There is no doubt that ascertaining the value of Vringo is a muddled affair. The market has allowed itself to devolve into a Kentucky Derby that comes with all of the accompanying horse-blinders and flying mud. Given the cloud of uncertainty that surrounds VRNG's valuation, utilizing the idea of Occam's Razor may provide the most accurate investment framework. The theory states that among competing methods that are equal in their predictive power, the simplest framework should be preferred above the others. Pivotally, such a valuation framework would be unencumbered by the perils of broad estimates and faulty assumptions. In the sea of speculation that has enveloped Vringo, I believe in the simplest of valuations - an estimate of the probability of a Vringo victory multiplied by the expected value of the jury award.

Using a conservative empirical probability of 60% for a verdict in favor of Vringo and a middle of the road jury award of $500 million (past earnings, future royalties, interest, and fees), the valuation of the outcome stands at around $300 million. Combined with a current market's approximation of the rest of Vringo at roughly $50 million, and about 75 million outstanding shares, the expected value of a share of Vringo is $4.67. The gap between Vringo's current market valuation and its true valuation stems from the market's short-run volatility, the impact of rumors and unfulfilled expectations, and the risk-averse nature of stockholders.

The above valuation is in no way meant to be a concrete forecast of Vringo's share price in the future, which some have predicted to range from one dollar and all the way to thirty.
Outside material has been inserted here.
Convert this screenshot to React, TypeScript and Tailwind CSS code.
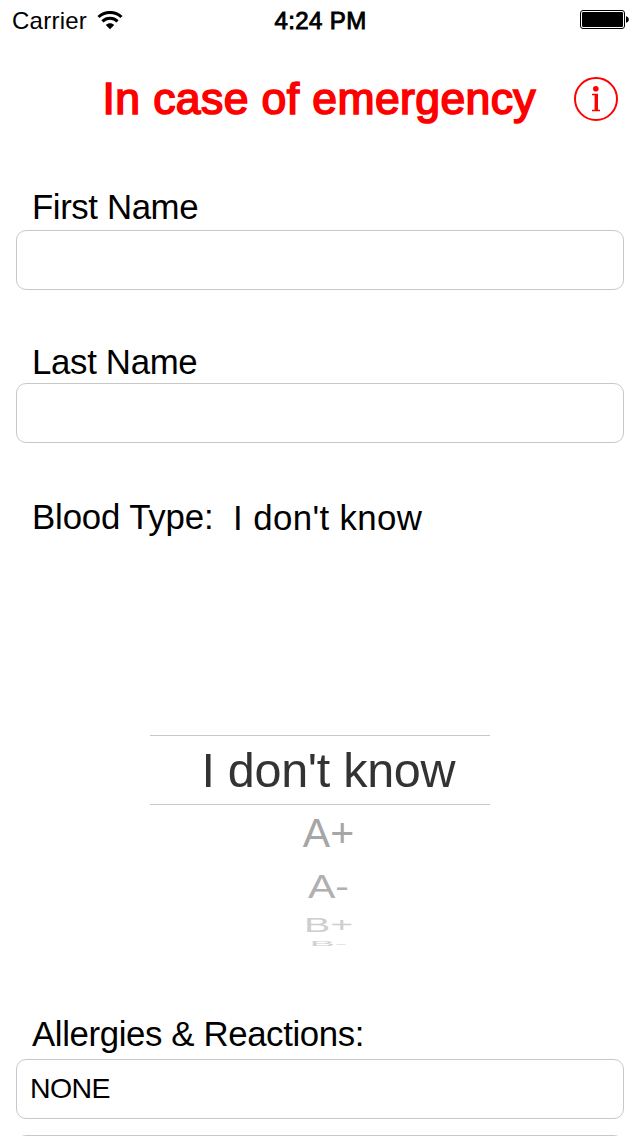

It is a conservative point in an overwhelmingly broad range. And it addresses a binary situation with an equally binary framework. In a discussion that has become more and more convoluted, the certainty found in simplicity cuts through the mind-splitting din of the market and leaves a clear picture.

Disclosure: I am long VRNG. I wrote this article myself, and it expresses my own opinions. I am not receiving compensation for it (other than from Seeking Alpha). I have no business relationship with any company whose stock is mentioned in this article.